The social community was buzzing yesterday about a blatant and unapologetic exploitation of one of our newest methods of expression. The Atlantic reported a few days ago that Plussem.com has been offering to sell “+1”s to websites, in order to boost their visibility and prominence in Google+ and, presumably, in Google’s search results. With the +1 button intended to help cut through the clutter and search spam, and better highlight the sites and content that people actually care about, this +1 prostitution almost imparts a sense of hopelessness that the web will ever be anything but a constantly evolving “wild west”. It also highlights the biggest problem with the idea of “social currency”.
In theory, social currency is incredibly powerful. With the right technology, the billions of humans on earth should be able to efficiently sort, rank and evaluate the world’s information and make it easier and easier for each of us to find what we want. Unfortunately, that efficiency isn’t necessarily what each individual wants. Rather than optimizing the system for society, they want it optimized for themselves. That creates a natural incentive to “game the system”. From questionable direct mail solicitations, to email spammers, to black-hat SEOs, these games devalue and debase the system for the sole benefit of a few individuals.
Why can’t we fix this? Wasn’t the +1 button supposed to offer a chance for a better, cleaner web? The problem with social currency is that there is very little downside to spending it foolishly. I can go out and +1 sites all day long with very little cost or potential detriment to myself. It’s the same problem the government has in managing actual currency. They aren’t scared that they are going to run out because they can always print more. Can you imagine how much more carefully government spending would be managed if there was a real bottom to the cash barrel? Beyond the unlimited supply, there are no consequences to the way you bestow your blessings.

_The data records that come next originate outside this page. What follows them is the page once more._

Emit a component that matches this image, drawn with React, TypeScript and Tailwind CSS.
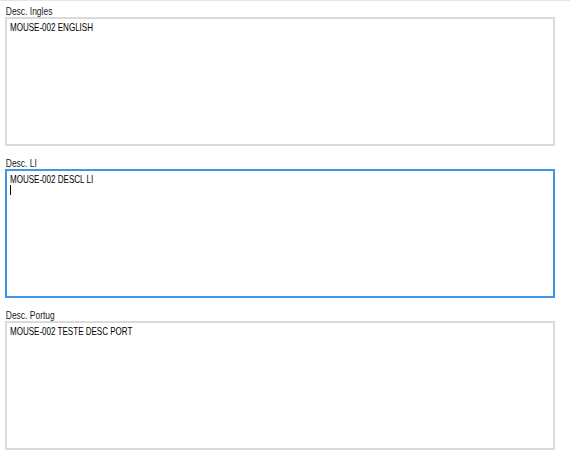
import React from 'react';

type Field = { label: string; value: string; focused?: boolean };

const fields: Field[] = [
  { label: 'Desc. Ingles', value: 'MOUSE-002 ENGLISH' },
  { label: 'Desc. LI', value: 'MOUSE-002 DESCL LI', focused: true },
  { label: 'Desc. Portug', value: 'MOUSE-002 TESTE DESC PORT' },
];

function MemoField({ label, value, focused }: Field) {
  return (
    <div className="mt-[11px] first:mt-[4px]">
      {/* labels and memo text run condensed, like the old form font */}
      <div className="h-[12px] origin-left scale-x-[0.77] whitespace-nowrap pl-px text-[11px] leading-[12px] text-[#1a1a1a]">
        {label}
      </div>
      <div
        className={
          'h-[129px] w-[550px] bg-white px-[3px] pt-[2px] text-[11px] leading-[12px] text-black ' +
          (focused ? 'border-2 border-[#3a97ea]' : 'border-2 border-[#dadada]')
        }
      >
        <div className="origin-left scale-x-[0.73] whitespace-nowrap">{value}</div>
        {focused && <div className="h-[10px] w-px bg-black" />}
      </div>
    </div>
  );
}

export default function App() {
  return (
    <div className="h-[464px] w-[570px] bg-white font-['Liberation_Sans',Arial,sans-serif]">
      <div className="border-t border-[#e6e6e6]" />
      <div className="px-[5px]">
        {fields.map((f) => (
          <MemoField key={f.label} {...f} />
        ))}
      </div>
    </div>
  );
}
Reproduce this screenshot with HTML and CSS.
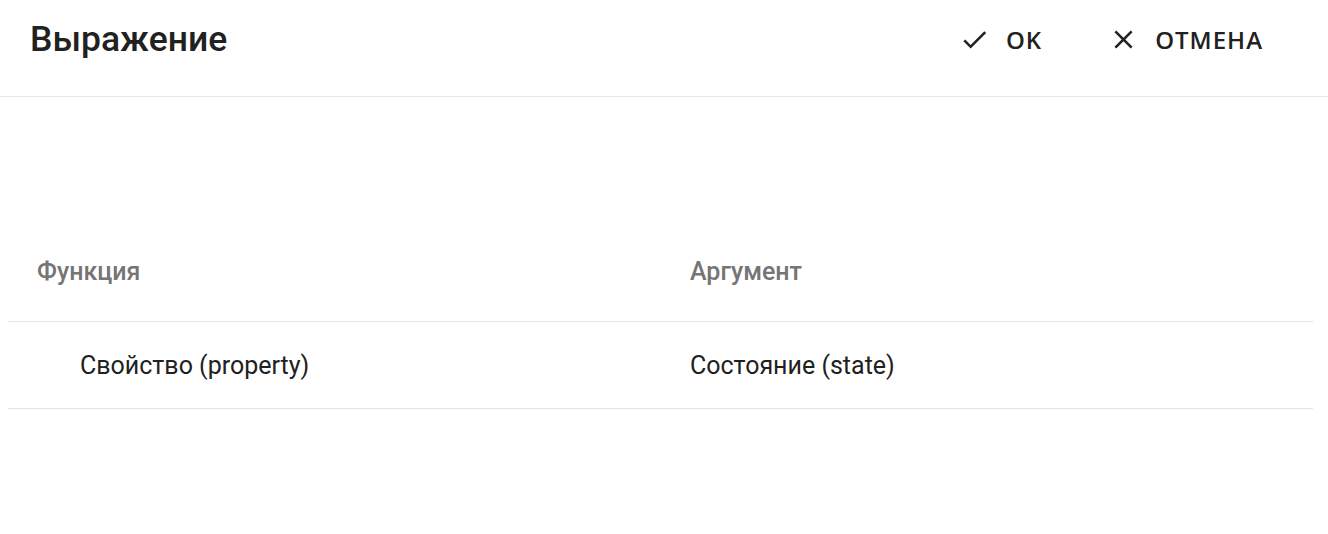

I love the idea of social validation and weighting to help clean up search results, but there has to be a feedback mechanism for a system like this to actually work. Think about the scene in Donnie Brasco where Al Pacino has to vouch for Johnny Depp. Pacino is giving him a +1, but if he turns out to be a bad recommendation, Pacino will be six feet under. THAT is the type of motivation that creates a real social validation system. So far, I haven’t seen any good feedback mechanism in any of the major social platforms.
The closest I’ve seen is the recommendation system on LinkedIn. Even there, if I make a recommendation and someone feels that the person I’ve recommended doesn’t live up to the recommendation, all that does is tarnish my reputation with that one person. It does not transfer across to the rest of the population, or lower the impact of my other recommendations (or even that one) in the future.
For a system of social validation to truly work for the greater population, it must be massively entwined, and it must have both carrots AND sticks. What do you think? Use some of that social currency and give me some feedback.